Longtime 49ers scout Reggie Cobb dies from apparent heart attack at 50

Longtime 49ers area scout Reggie Cobb died Saturday morning in the Bay Area from an apparent heart attack, the club announced. He was 50.

“We are devastated by the sudden loss of a tremendous teammate and loyal friend, Reggie Cobb,” 49ers general manager John Lynch said in a statement.

“Reggie was an enthusiastic and passionate person who had a special ability to brighten up a room with his personality and infectious smile. For 10 years, the 49ers were better because of Reggie and these unique qualities that he possessed.

“He was a top-notch scout and an exemplary man whose years of service to this organization and the National Football League will not be forgotten. Our thoughts and prayers are with his family and friends in this time of mourning.”

Cobb played seven NFL seasons after entering the league as the No. 30 overall pick of the Tampa Bay Buccaneers in 1990 from Tennessee.

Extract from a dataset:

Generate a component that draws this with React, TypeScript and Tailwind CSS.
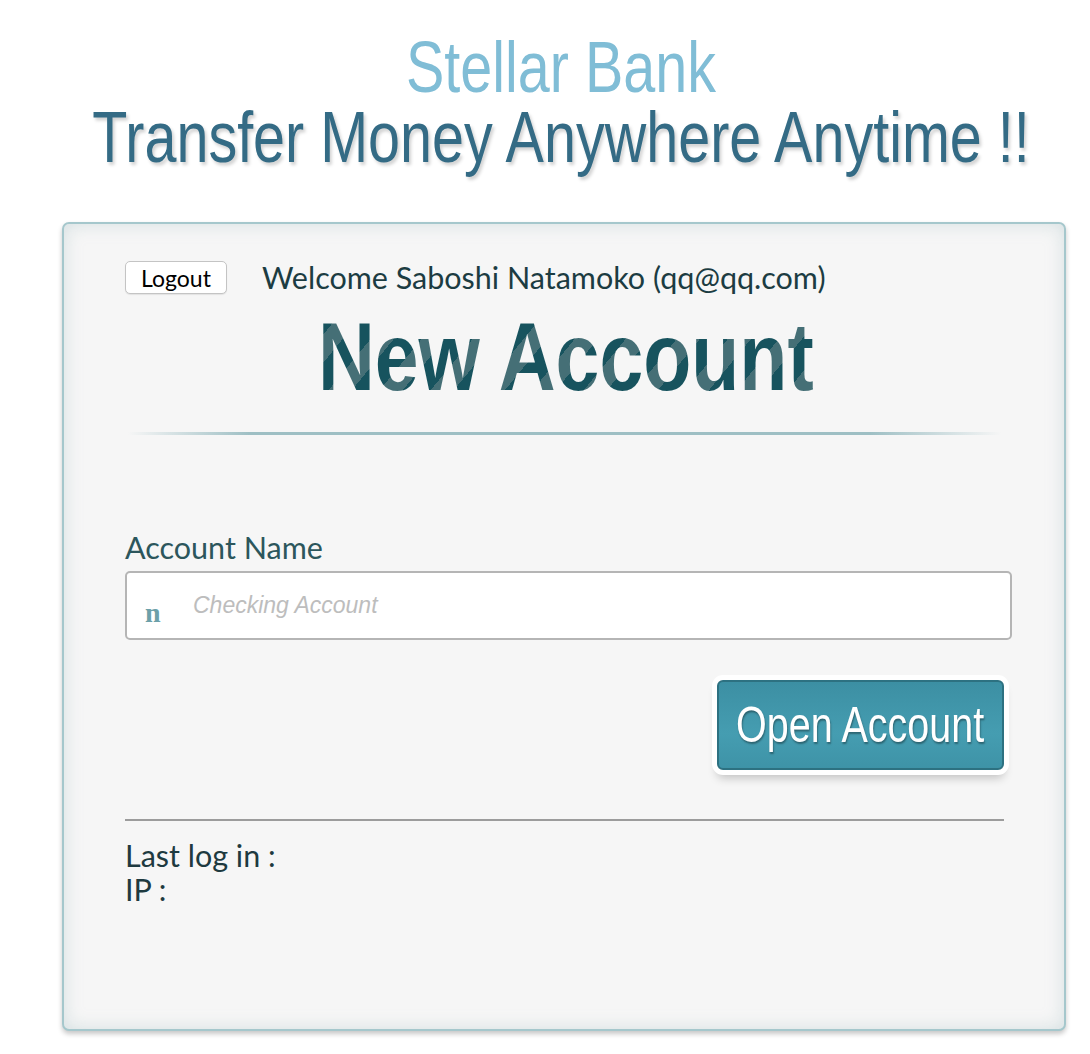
import React from "react";

export default function App() {
  const trebuchet = { fontFamily: "Lato, 'Noto Sans', sans-serif" };
  return (
    <div className="min-h-[1054px] w-[1090px] bg-white" style={{ fontFamily: "'Liberation Sans', Arial, sans-serif" }}>
      <header className="flex flex-col gap-[15px] pt-[39.5px] pb-[7.5px] pl-[32px]">
        <div className="text-center text-[57.5px] leading-[55px] text-[#80bdd6] scale-y-[1.27] whitespace-nowrap font-['Liberation_Sans',Arial,sans-serif]">
          Stellar Bank
        </div>
        <div className="text-center text-[57.5px] leading-[55px] text-[#346b85] scale-y-[1.27] whitespace-nowrap [text-shadow:2px_2px_3px_rgba(0,0,0,0.18)] font-['Liberation_Sans',Arial,sans-serif]">
          Transfer Money Anywhere Anytime !!
        </div>
      </header>

      <main className="ml-[62px] mt-[50px] w-[1004px] h-[809px] rounded-[7px] border-2 border-[#a5c7cc] bg-[#f6f6f6] pl-[61px] pr-[52px] pt-[37px] shadow-[inset_0_0_18px_rgba(150,180,186,0.35),0_3px_5px_rgba(0,0,0,0.22)]">
        <div className="flex h-[33px] items-center">
          <button className="h-[33px] w-[102px] rounded-[5px] border border-[#c4c4c4] bg-white text-[23px] leading-[30px] text-black shadow-[0_1px_1px_rgba(0,0,0,0.08)]" style={trebuchet}>
            Logout
          </button>
          <span className="ml-[35px] whitespace-nowrap text-[30.5px] leading-[33px] text-[#1c3c42]" style={trebuchet}>
            Welcome Saboshi Natamoko (qq@qq.com)
          </span>
        </div>

        <div className="mt-[13px] flex justify-center">
          <h1 className="inline-block whitespace-nowrap pr-[6px] text-[96px] leading-[100px] font-bold scale-x-[0.82] bg-clip-text text-transparent bg-[repeating-linear-gradient(135deg,#17535e_0px,#17535e_24px,#456f76_24px,#456f76_44px)] font-['Liberation_Sans',Arial,sans-serif]">
            New Account
          </h1>
        </div>

        <div className="mt-[25px] ml-[3px] mr-[11px] h-[3px] bg-[linear-gradient(90deg,rgba(158,191,196,0)_0%,#9ebfc4_14%,#9ebfc4_85%,rgba(158,191,196,0)_100%)]" />

        <label className="mt-[95px] block text-[30.5px] leading-[34px] text-[#2c565c]" style={trebuchet}>
          Account Name
        </label>

        <div className="mt-[7px] flex h-[69px] items-center rounded-[5px] border-2 border-[#b5b5b5] bg-white">
          <span className="ml-[18px] mt-[14px] w-[48px] text-[28px] font-bold text-[#6ca0a9] font-['Liberation_Serif',serif]">
            n
          </span>
          <input
            className="flex-1 bg-transparent text-[23px] outline-none placeholder:italic placeholder:text-[#bdbdbd] font-['Liberation_Sans',Arial,sans-serif]"
            placeholder="Checking Account"
          />
        </div>

        <div className="mt-[40px] flex justify-end pr-[8px]">
          <button className="flex h-[90px] w-[287px] items-center justify-center rounded-[6px] border-2 border-[#2d7181] bg-[linear-gradient(180deg,#3c8fa3,#459db1_60%,#3e93a7)] shadow-[0_0_0_5px_#ffffff,0_8px_10px_rgba(0,0,0,0.22)]">
            <span className="inline-block whitespace-nowrap scale-x-[0.79] text-[50px] leading-[50px] text-white [text-shadow:1px_2px_2px_rgba(0,0,0,0.35)] font-['Liberation_Sans',Arial,sans-serif]">
              Open Account
            </span>
          </button>
        </div>

        <hr className="mt-[49px] mr-[8px] border-0 border-t-2 border-[#9c9c9c]" />

        <div className="mt-[17px] text-[30.5px] leading-[34px] text-[#1e3a40]" style={trebuchet}>
          <div>Last log in :</div>
          <div>IP :</div>
        </div>
      </main>
      <div className="h-[22px]" />
    </div>
  );
}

In his career as a running back, he gained 3,743 yards and scored 25 touchdowns while playing four seasons with Tampa Bay and one apiece with Green Bay, Jacksonville and the New York Jets.

He transitioned into scouting, serving two years with Washington and six with Tampa Bay before coming to the 49ers. Cobb was entering his 11th year as an area scout with the 49ers. In 2011, he was named NFC Scout of the Year by the Fritz Pollard Alliance.

Cobb finished his college career ranked third on the University of Tennessee’s career rushing chart with 2,360 yards and 26 touchdowns. He was also a member of the school’s 100th anniversary team. He lettered in track and graduated with a degree in urban studies in 1990.

Cobb lived in Sugarland, Texas, with his son, DeMarcus, according to his 49ers bio.